Mechanical and piezoelectric performance of cross-linked polypropylene films treated with extending

Commercially available cross-linked polypropylene (XPP) foam sheets exhibit strong piezoelectric effect after proper mechanical modification and polarization. Such electromechanical property in XPP is due to the specific space charge distribution and void structure, and this kind of electro-active materials is named piezoelectrets or ferroelectrets. Owing to the unique features such as low cost, small acoustic impedance, flexibility, weight light, piezoelectret films could be applied in air-borne acoustic and ultrasonic transducers, wearable flexible electronic devices, micro-energy harvesters, and so on.
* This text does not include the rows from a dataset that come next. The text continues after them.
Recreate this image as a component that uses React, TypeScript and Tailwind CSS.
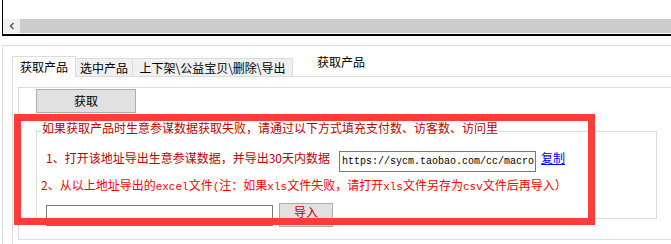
import React from "react";

const M = ({ children }: { children: React.ReactNode }) => (
  <span className="font-['Liberation_Mono',monospace] text-[11px]">{children}</span>
);

export default function App() {
  return (
    <div className="relative w-[671px] h-[244px] overflow-hidden bg-white font-['Noto_Sans_CJK_SC',sans-serif] text-[12px] text-black">
      {/* top strip with horizontal scrollbar */}
      <div className="ml-[2px] h-[36px] border-l border-b-2 border-black pt-[19px]">
        <div className="flex h-[14px] bg-[#cdcdcd]">
          <div className="flex w-[17px] items-center justify-center bg-[#f0f0f0]">
            <svg width="8" height="8" viewBox="0 0 8 8">
              <path d="M5.5 1 L2.5 4 L5.5 7" fill="none" stroke="#606060" strokeWidth="1.6" />
            </svg>
          </div>
          <div className="flex-1" />
        </div>
      </div>

      {/* outer group */}
      <div className="ml-[2px] mt-[9px] h-[199px] border-l border-t border-[#dcdcdc] pl-[9px] pt-[10px]">
        {/* tab row */}
        <div className="flex w-[720px] items-end border-b border-[#dcdcdc]">
          <div className="-mb-px flex h-[21px] w-[64px] items-center justify-center border border-b-0 border-[#dcdcdc] bg-white leading-[14px]">
            获取产品
          </div>
          <div className="flex h-[18px] w-[57px] items-center justify-center border-t border-r border-[#dcdcdc] bg-[#f0f0f0] leading-[14px]">
            选中产品
          </div>
          <div className="flex h-[18px] w-[160px] items-center justify-center border-t border-r border-[#dcdcdc] bg-[#f0f0f0] leading-[14px]">
            上下架\公益宝贝\删除\导出
          </div>
          <div className="ml-[24px] -mt-[1px] self-start leading-[14px]">获取产品</div>
        </div>

        {/* tab panel */}
        <div className="h-[200px] border-l border-[#dcdcdc] pl-[5px] pt-[10px]">
          <div className="h-[153px] w-[700px] border-l border-t border-b border-[#dcdcdc]">
            <button className="ml-[17px] mt-[1px] flex h-[24px] w-[100px] items-center justify-center border border-[#adadad] bg-[#e1e1e1] leading-[14px]">
              获取
            </button>

            {/* group box */}
            <div className="relative ml-[17px] mt-[18px] h-[88px] w-[621px] border border-[#dcdcdc]">
              <span className="absolute left-[4px] top-[-11px] bg-white px-px leading-[14px] text-[#c00000]">
                如果获取产品时生意参谋数据获取失败，请通过以下方式填充支付数、访客数、访问里
              </span>

              <div className="ml-[9px] mt-[19px] flex items-start">
                <span className="leading-[14px] text-[#c00000]">1、打开该地址导出生意参谋数据，并导出30天内数据</span>
                <div className="ml-[9px] flex h-[21px] w-[197px] items-center overflow-hidden border border-[#7a7a7a] px-[2px]">
                  <span className="whitespace-nowrap font-['Liberation_Mono',monospace] text-[10px]">
                    https://sycm.taobao.com/cc/macro
                  </span>
                </div>
                <a className="ml-[5px] leading-[14px] text-[#0000ff] underline">复制</a>
              </div>

              <div className="ml-[4px] mt-[6px] whitespace-nowrap leading-[14px] text-[#ff0000]">
                2、从以上地址导出的<M>excel</M>文件<M>(</M>注：如果<M>xls</M>文件失败，请打开<M>xls</M>文件另存为<M>csv</M>文件后再导入）
              </div>

              <div className="mt-[9px] flex items-start">
                <div className="ml-[9px] mt-[2px] h-[21px] w-[227px] border border-[#7a7a7a] bg-white" />
                <button className="ml-[6px] flex h-[24px] w-[54px] items-start justify-center border border-[#adadad] bg-[#e1e1e1] pt-[1px] leading-[14px] text-[#c00000]">
                  导入
                </button>
              </div>
            </div>
          </div>
        </div>
      </div>

      {/* red annotation rectangle */}
      <div className="absolute left-[14px] top-[114px] h-[111px] w-[581px] border-[7px] border-[#ff3b3b]" />
    </div>
  );
}
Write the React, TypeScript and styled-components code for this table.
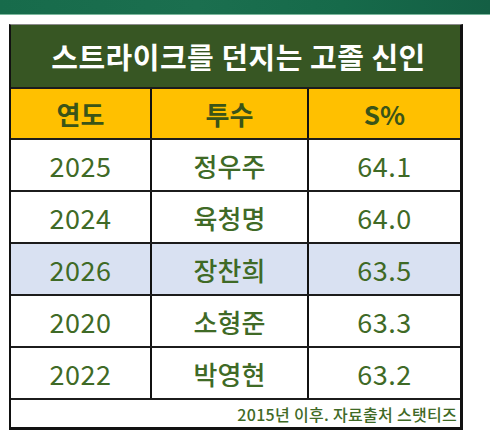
import React from 'react';
import styled, { createGlobalStyle } from 'styled-components';

const GlobalStyle = createGlobalStyle`
  html, body {
    margin: 0;
    padding: 0;
    background: #ffffff;
  }
  body {
    font-family: 'Noto Sans CJK KR', 'Noto Sans', sans-serif;
  }
`;

const Page = styled.div`
  width: 490px;
  height: 440px;
  overflow: hidden;
  background: #ffffff;
`;

const Banner = styled.div`
  height: 14px;
  background: linear-gradient(90deg, #176b4b 0%, #1b6f4f 40%, #166a4a 70%, #145f44 100%);
  border-bottom: 1px solid #7db89e;
`;

const Board = styled.div`
  margin: 9px 0 0 9px;
  width: 449px;
  border-top: 1px solid #8a8a8a;
  border-left: 2px solid #111;
  border-right: 3px solid #111;
  border-bottom: 3px solid #111;
  display: flex;
  flex-direction: column;
`;

const Title = styled.div`
  height: 62px;
  background: #375623;
  color: #ffffff;
  font-size: 29px;
  font-weight: 700;
  letter-spacing: 0.5px;
  display: flex;
  align-items: center;
  justify-content: center;
  padding-left: 6px;
`;

const Row = styled.div<{ $bg: string; $h: number }>`
  display: grid;
  grid-template-columns: 139px 157px 1fr;
  height: ${({ $h }) => $h}px;
  background: ${({ $bg }) => $bg};
  border-top: 2px solid #1c1c1c;
  box-sizing: border-box;
`;

const Cell = styled.div<{ $head?: boolean; $num?: boolean }>`
  display: flex;
  align-items: center;
  justify-content: center;
  color: ${({ $head }) => ($head ? '#3a5418' : '#3f6a26')};
  font-size: ${({ $head, $num }) => ($head ? '26px' : $num ? '27px' : '26px')};
  font-weight: ${({ $head, $num }) => ($head ? 700 : $num ? 400 : 500)};
  letter-spacing: ${({ $num }) => ($num ? '0.5px' : '0')};
  & + & {
    border-left: 2px solid #111;
  }
`;

const Footer = styled.div`
  height: 27px;
  border-top: 2px solid #1c1c1c;
  display: flex;
  align-items: center;
  justify-content: flex-end;
  padding-right: 3px;
  color: #3f6a26;
  font-size: 16px;
  font-weight: 500;
  letter-spacing: 0.3px;
`;

type Pitcher = { year: string; name: string; pct: string; hi?: boolean };

const rows: Pitcher[] = [
  { year: '2025', name: '정우주', pct: '64.1' },
  { year: '2024', name: '육청명', pct: '64.0' },
  { year: '2026', name: '장찬희', pct: '63.5', hi: true },
  { year: '2020', name: '소형준', pct: '63.3' },
  { year: '2022', name: '박영현', pct: '63.2' },
];

const App = () => (
  <Page>
    <GlobalStyle />
    <Banner />
    <Board>
      <Title>스트라이크를 던지는 고졸 신인</Title>
      <Row $bg="#ffc000" $h={51}>
        <Cell $head>연도</Cell>
        <Cell $head>투수</Cell>
        <Cell $head>S%</Cell>
      </Row>
      {rows.map((r) => (
        <Row key={r.year} $bg={r.hi ? '#d9e1f2' : '#ffffff'} $h={52}>
          <Cell $num>{r.year}</Cell>
          <Cell>{r.name}</Cell>
          <Cell $num>{r.pct}</Cell>
        </Row>
      ))}
      <Footer>2015년 이후. 자료출처 스탯티즈</Footer>
    </Board>
  </Page>
);

export default App;
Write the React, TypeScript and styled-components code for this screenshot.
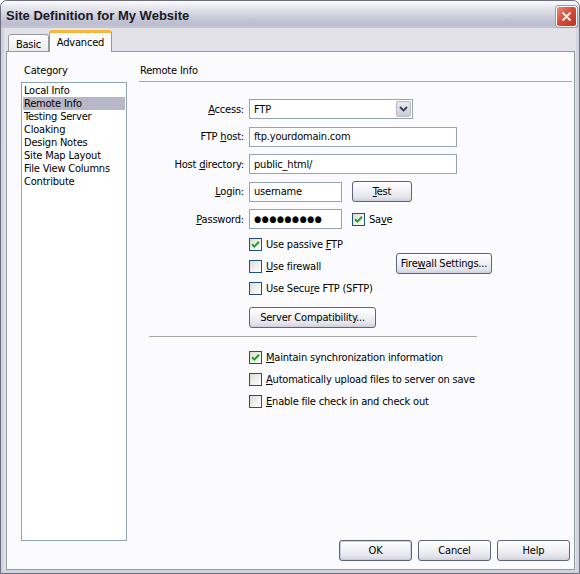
import React from "react";
import styled, { createGlobalStyle } from "styled-components";

const GlobalStyle = createGlobalStyle`
  html, body {
    margin: 0;
    padding: 0;
    background: #ffffff;
  }
  body {
    font-family: Tahoma, "DejaVu Sans Condensed", "Liberation Sans", sans-serif;
    font-size: 11px;
    letter-spacing: -0.2px;
    color: #000000;
  }
`;

const Window = styled.div`
  width: 580px;
  height: 574px;
  box-sizing: border-box;
  display: flex;
  flex-direction: column;
  border: 1px solid #6d6d80;
  border-radius: 7px 7px 0 0;
  background: #d3d3de;
  overflow: hidden;
`;

const TitleBar = styled.div`
  height: 27px;
  flex: none;
  display: flex;
  align-items: center;
  justify-content: space-between;
  padding: 0 2px 0 5px;
  background: linear-gradient(
    to bottom,
    #fdfdfe 0%,
    #ebebf1 18%,
    #d2d3df 50%,
    #bcbdce 82%,
    #c5c6d4 100%
  );
`;

const TitleText = styled.span`
  font-family: "Trebuchet MS", "Liberation Sans", sans-serif;
  font-weight: bold;
  font-size: 13px;
  letter-spacing: 0;
  color: #1a1a22;
  padding-top: 2px;
`;

const CloseButton = styled.div`
  width: 21px;
  height: 21px;
  box-sizing: border-box;
  border: 1px solid #ffffff;
  border-radius: 3px;
  margin-top: 3px;
  background: linear-gradient(135deg, #e98b79 0%, #d6503b 45%, #b83223 100%);
  box-shadow: 0 0 0 1px #9a9aab;
  display: flex;
  align-items: center;
  justify-content: center;
`;

const Body = styled.div`
  flex: 1;
  display: flex;
  flex-direction: column;
  margin: 0 3px 3px 3px;
  padding: 3px 1px 0 2px;
  background: #e2e2e8;
`;

const TabStrip = styled.div`
  display: flex;
  align-items: flex-end;
  padding-left: 2px;
  height: 21px;
  position: relative;
  z-index: 1;
  margin-bottom: -1px;
`;

const Tab = styled.div<{ $active?: boolean }>`
  box-sizing: border-box;
  height: ${(p) => (p.$active ? "22px" : "18px")};
  padding: ${(p) => (p.$active ? "3px 6px 0 6px" : "3px 5px 0 5px")};
  border: 1px solid #919b9c;
  border-bottom: ${(p) => (p.$active ? "none" : "1px solid #919b9c")};
  border-top: ${(p) => (p.$active ? "3px solid #f5b83c" : "1px solid #919b9c")};
  border-radius: 3px 3px 0 0;
  background: ${(p) =>
    p.$active ? "#fbfbfd" : "linear-gradient(#ffffff, #ececf1)"};
  width: ${(p) => (p.$active ? "63px" : "41px")};
  display: flex;
  justify-content: center;
  color: #000;
`;

const Panel = styled.div`
  flex: 1;
  display: flex;
  flex-direction: column;
  box-sizing: border-box;
  border: 1px solid #919b9c;
  background: #fbfbfd;
  padding: 12px 4px 7px 14px;
`;

const Main = styled.div`
  flex: 1;
  display: grid;
  grid-template-columns: 106px 1fr;
  column-gap: 12px;
`;

const SideColumn = styled.div`
  display: flex;
  flex-direction: column;
`;

const Caption = styled.div`
  line-height: 13px;
  padding-left: 3px;
  margin-bottom: 5px;
`;

const ListBox = styled.div`
  flex: 1;
  border: 1px solid #8fa3b7;
  background: #ffffff;
  padding: 1px;
`;

const ListItem = styled.div<{ $selected?: boolean }>`
  height: 13px;
  line-height: 13px;
  padding-left: 1px;
  white-space: nowrap;
  background: ${(p) => (p.$selected ? "#b7b7c7" : "transparent")};
`;

const ContentColumn = styled.div`
  display: flex;
  flex-direction: column;
`;

const SectionHeading = styled.div`
  line-height: 13px;
  padding: 0 0 4px 1px;
  border-bottom: 1px solid #a6a6ae;
  margin-right: -2px;
`;

const FormGrid = styled.div`
  display: grid;
  grid-template-columns: 105px auto;
  grid-auto-rows: 20px;
  column-gap: 5px;
  row-gap: 7.5px;
  margin-top: 17px;
`;

const FieldLabel = styled.label`
  text-align: right;
  align-self: center;
  white-space: nowrap;
`;

const FieldLine = styled.div`
  display: flex;
  align-items: center;
  gap: 10px;
`;

const TextBox = styled.div<{ $width: number }>`
  width: ${(p) => p.$width}px;
  height: 20px;
  box-sizing: border-box;
  border: 1px solid #95a3b2;
  background: #ffffff;
  padding-left: 4px;
  display: flex;
  align-items: center;
  white-space: nowrap;
`;

const Dots = styled.span`
  font-size: 9px;
  letter-spacing: 0.5px;
`;

const SelectBox = styled.div`
  width: 164px;
  height: 20px;
  box-sizing: border-box;
  border: 1px solid #95a3b2;
  background: #ffffff;
  display: flex;
  align-items: center;
  justify-content: space-between;
  padding: 1px 1px 1px 4px;
`;

const DropArrow = styled.div`
  width: 15px;
  height: 16px;
  box-sizing: border-box;
  border: 1px solid #b7bcc8;
  border-radius: 2px;
  background: linear-gradient(#e9eaf1, #c9cbd9);
  display: flex;
  align-items: center;
  justify-content: center;
`;

const Button = styled.div<{ $width: number; $default?: boolean }>`
  width: ${(p) => p.$width}px;
  height: 21px;
  box-sizing: border-box;
  border: 1px solid #5f6476;
  border-radius: 3px;
  background: linear-gradient(
    to bottom,
    #ffffff 0%,
    #f5f5f8 35%,
    #e4e4ec 80%,
    #cfd0dc 100%
  );
  box-shadow: ${(p) => (p.$default ? "inset 0 0 0 1px #c3cde4" : "none")};
  display: flex;
  align-items: center;
  justify-content: center;
  white-space: nowrap;
`;

const Options = styled.div`
  display: grid;
  grid-template-columns: 147px auto;
  grid-template-rows: 22px 22px 22px;
  margin: 4px 0 0 110px;
`;

const CheckRow = styled.div`
  display: flex;
  align-items: center;
  gap: 4px;
  white-space: nowrap;
`;

const OptionRow = styled(CheckRow)`
  grid-column: 1;
`;

const Box = styled.span`
  width: 13px;
  height: 13px;
  box-sizing: border-box;
  border: 1px solid #1c5180;
  background: linear-gradient(135deg, #dcdcd6 0%, #f2f2ef 60%, #ffffff 100%);
  display: inline-flex;
  align-items: center;
  justify-content: center;
  flex: none;
`;

const SideButton = styled.div`
  grid-column: 2;
  grid-row: 2;
  align-self: start;
  margin-top: -2px;
`;

const CompatLine = styled.div`
  margin: 8px 0 0 110px;
`;

const Divider = styled.div`
  width: 328px;
  height: 1px;
  background: #a6a6ae;
  margin: 8px 0 0 10px;
`;

const SyncList = styled.div`
  display: grid;
  grid-auto-rows: 22px;
  margin: 9px 0 0 110px;
`;

const Footer = styled.div`
  display: flex;
  justify-content: flex-end;
  gap: 6px;
  margin-top: -1px;
  height: 22px;
`;

const Check = ({ checked }: { checked?: boolean }) => (
  <Box>
    {checked && (
      <svg width="9" height="9" viewBox="0 0 9 9">
        <path
          d="M1 4.2 L3.4 6.6 L8 1.8"
          fill="none"
          stroke="#21a121"
          strokeWidth="2"
        />
      </svg>
    )}
  </Box>
);

const categories = [
  "Local Info",
  "Remote Info",
  "Testing Server",
  "Cloaking",
  "Design Notes",
  "Site Map Layout",
  "File View Columns",
  "Contribute",
];

export default function App() {
  return (
    <>
      <GlobalStyle />
      <Window>
        <TitleBar>
          <TitleText>Site Definition for My Website</TitleText>
          <CloseButton>
            <svg width="11" height="11" viewBox="0 0 11 11">
              <path
                d="M1.5 1.5 L9.5 9.5 M9.5 1.5 L1.5 9.5"
                stroke="#ffffff"
                strokeWidth="1.8"
              />
            </svg>
          </CloseButton>
        </TitleBar>
        <Body>
          <TabStrip>
            <Tab>Basic</Tab>
            <Tab $active>Advanced</Tab>
          </TabStrip>
          <Panel>
            <Main>
              <SideColumn>
                <Caption>Category</Caption>
                <ListBox>
                  {categories.map((c) => (
                    <ListItem key={c} $selected={c === "Remote Info"}>
                      {c}
                    </ListItem>
                  ))}
                </ListBox>
              </SideColumn>
              <ContentColumn>
                <SectionHeading>Remote Info</SectionHeading>
                <FormGrid>
                  <FieldLabel>
                    <u>A</u>ccess:
                  </FieldLabel>
                  <FieldLine>
                    <SelectBox>
                      <span>FTP</span>
                      <DropArrow>
                        <svg width="9" height="6" viewBox="0 0 9 6">
                          <path
                            d="M1 1 L4.5 4.5 L8 1"
                            fill="none"
                            stroke="#3c4050"
                            strokeWidth="1.8"
                          />
                        </svg>
                      </DropArrow>
                    </SelectBox>
                  </FieldLine>

                  <FieldLabel>
                    FTP <u>h</u>ost:
                  </FieldLabel>
                  <FieldLine>
                    <TextBox $width={208}>ftp.yourdomain.com</TextBox>
                  </FieldLine>

                  <FieldLabel>
                    Host <u>d</u>irectory:
                  </FieldLabel>
                  <FieldLine>
                    <TextBox $width={208}>public_html/</TextBox>
                  </FieldLine>

                  <FieldLabel>
                    <u>L</u>ogin:
                  </FieldLabel>
                  <FieldLine>
                    <TextBox $width={93}>username</TextBox>
                    <Button $width={60}>
                      <span>
                        <u>T</u>est
                      </span>
                    </Button>
                  </FieldLine>

                  <FieldLabel>
                    <u>P</u>assword:
                  </FieldLabel>
                  <FieldLine>
                    <TextBox $width={93}>
                      <Dots>●●●●●●●●●</Dots>
                    </TextBox>
                    <CheckRow>
                      <Check checked />
                      <span>
                        Sa<u>v</u>e
                      </span>
                    </CheckRow>
                  </FieldLine>
                </FormGrid>

                <Options>
                  <OptionRow>
                    <Check checked />
                    <span>
                      Use passive <u>F</u>TP
                    </span>
                  </OptionRow>
                  <OptionRow>
                    <Check />
                    <span>
                      <u>U</u>se firewall
                    </span>
                  </OptionRow>
                  <OptionRow>
                    <Check />
                    <span>
                      Use Secu<u>r</u>e FTP (SFTP)
                    </span>
                  </OptionRow>
                  <SideButton>
                    <Button $width={96}>
                      <span>
                        Fire<u>w</u>all Settings...
                      </span>
                    </Button>
                  </SideButton>
                </Options>

                <CompatLine>
                  <Button $width={127}>
                    <span>
                      Server Compatibilit<u>y</u>...
                    </span>
                  </Button>
                </CompatLine>

                <Divider />

                <SyncList>
                  <CheckRow>
                    <Check checked />
                    <span>
                      <u>M</u>aintain synchronization information
                    </span>
                  </CheckRow>
                  <CheckRow>
                    <Check />
                    <span>
                      <u>A</u>utomatically upload files to server on save
                    </span>
                  </CheckRow>
                  <CheckRow>
                    <Check />
                    <span>
                      <u>E</u>nable file check in and check out
                    </span>
                  </CheckRow>
                </SyncList>
              </ContentColumn>
            </Main>
            <Footer>
              <Button $width={73} $default>
                OK
              </Button>
              <Button $width={73}>Cancel</Button>
              <Button $width={73}>Help</Button>
            </Footer>
          </Panel>
        </Body>
      </Window>
    </>
  );
}
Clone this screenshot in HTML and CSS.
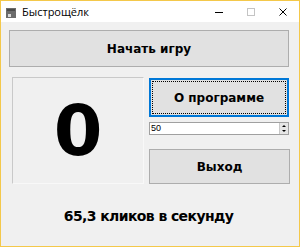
FILE: index.html
```html
<!DOCTYPE html>
<html>
<head>
<meta charset="utf-8">
<link rel="stylesheet" href="styles.css">
</head>
<body>
<div class="window">
  <div class="titlebar">
    <div class="app-icon"><svg width="10" height="10" viewBox="0 0 10 10"><rect x="0" y="0" width="10" height="10" fill="#6b6b6b"/><rect x="1" y="1" width="8" height="2" fill="#4a4a4a"/><rect x="2" y="6" width="3" height="3" fill="#d8d8d8"/></svg></div>
    <div class="title">Быстрощёлк</div>
    <div class="controls">
      <span class="ctl"><svg width="10" height="10" viewBox="0 0 10 10"><line x1="1" y1="5.5" x2="9" y2="5.5" stroke="#000" stroke-width="1"/></svg></span>
      <span class="ctl"><svg width="10" height="10" viewBox="0 0 10 10"><rect x="1.5" y="1.5" width="7" height="7" fill="none" stroke="#c4c4c4" stroke-width="1"/></svg></span>
      <span class="ctl"><svg width="10" height="10" viewBox="0 0 10 10"><path d="M1.5 1.5 L8.5 8.5 M8.5 1.5 L1.5 8.5" stroke="#000" stroke-width="1"/></svg></span>
    </div>
  </div>
  <div class="content">
    <button class="btn start">Начать игру</button>
    <div class="middle">
      <div class="counter">0</div>
      <div class="side">
        <button class="btn about"><span class="focus">О программе</span></button>
        <div class="spin">
          <span class="spin-val">50</span>
          <span class="spin-btns">
            <span class="arr up"></span>
            <span class="arr down"></span>
          </span>
        </div>
        <button class="btn exit">Выход</button>
      </div>
    </div>
    <div class="rate">65,3 кликов в секунду</div>
  </div>
</div>
</body>
</html>
```
FILE: styles.css
```css
html, body {
  margin: 0;
  padding: 0;
  background: #ffffff;
}
.window {
  width: 300px;
  height: 247px;
  box-sizing: border-box;
  border: 1px solid #f4c84a;
  display: flex;
  flex-direction: column;
  background: #f0f0f0;
  font-family: "DejaVu Sans", Verdana, sans-serif;
}
.titlebar {
  height: 21px;
  background: #ffffff;
  display: flex;
  align-items: center;
  flex: none;
}
.app-icon {
  width: 10px;
  height: 10px;
  margin-left: 5px;
  margin-top: 2px;
  display: flex;
}
.title {
  margin-left: 6px;
  font-family: "Open Sans", "Noto Sans", sans-serif;
  font-size: 11px;
  color: #000;
  flex: 1;
}
.controls {
  display: flex;
  height: 100%;
  align-items: center;
}
.ctl {
  width: 32px;
  display: flex;
  justify-content: center;
}
.content {
  flex: 1;
  display: flex;
  flex-direction: column;
  padding: 8px 9px 0 8px;
}
.btn {
  font-family: "DejaVu Sans", Verdana, sans-serif;
  font-weight: bold;
  font-size: 12px;
  color: #000;
  background: #e1e1e1;
  border: 1px solid #adadad;
  padding: 0;
  margin: 0;
  display: flex;
  align-items: center;
  justify-content: center;
  box-sizing: border-box;
}
.start {
  width: 280px;
  height: 37px;
}
.middle {
  display: flex;
  margin-top: 10px;
}
.counter {
  width: 132px;
  height: 107px;
  margin-left: 3px;
  box-sizing: border-box;
  border: 1px solid #c9c9c9;
  border-right-color: #f8f8f8;
  border-bottom-color: #f8f8f8;
  display: flex;
  align-items: center;
  justify-content: center;
  font-size: 70px;
  font-weight: bold;
  color: #000;
  line-height: 1;
}
.side {
  margin-left: 5px;
  margin-top: 1px;
  width: 141px;
  display: flex;
  flex-direction: column;
}
.about {
  width: 140px;
  height: 39px;
  border: 2px solid #0078d7;
  position: relative;
}
.focus {
  position: absolute;
  inset: 1px;
  border: 1px dotted #000;
  display: flex;
  align-items: center;
  justify-content: center;
}
.spin {
  margin-top: 5px;
  width: 140px;
  height: 13px;
  box-sizing: border-box;
  background: #fff;
  border: 1px solid #a0a0a0;
  display: flex;
  align-items: center;
}
.spin-val {
  flex: 1;
  font-family: "Liberation Sans", Arial, sans-serif;
  font-size: 9px;
  padding-left: 1px;
  line-height: 1;
}
.spin-btns {
  width: 8px;
  height: 11px;
  background: #e6e6e6;
  border-left: 1px solid #c8c8c8;
  display: flex;
  flex-direction: column;
  justify-content: space-around;
  align-items: center;
}
.arr {
  width: 0;
  height: 0;
  border-left: 2px solid transparent;
  border-right: 2px solid transparent;
}
.arr.up { border-bottom: 2px solid #000; }
.arr.down { border-top: 2px solid #000; }
.exit {
  margin-top: 14px;
  width: 141px;
  height: 35px;
}
.rate {
  margin-top: 24px;
  text-align: center;
  font-weight: bold;
  font-size: 14px;
  letter-spacing: -0.6px;
  color: #000;
  padding-right: 2px;
}
```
In this paper, the mechanical and piezoelectric performance of XPP films, with a gel fraction of 50% and treated by extending, is investigated. The results show that the Young׳s module of XPP in the thickness direction decreases from 4.9 MPa to 0.54 MPa by the increasing extending ratios from 0% to 100%. The quasi–static piezoelectric d33 and d32 coefficients are 420 and 0.4 pC/N for the samples with an extending ratio of 100%, respectively. Piezoelectric d31 coefficients of about 2.4 pC/N are obtained in the films with a treatment of an extending ratio of 20%. This value is larger than the films without treatment, which could be due to the reduction of Young׳s modulus in longitudinal direction. After an annealing at 70 °C for 24 h, the d33 coefficients in XPP films decrease to 43% of the initial values, showing an improved thermal stability comparing with normal polypropylene piezoelectret films. The enhancement of thermal stability in XPP films could be associated with the cross-linked molecular network.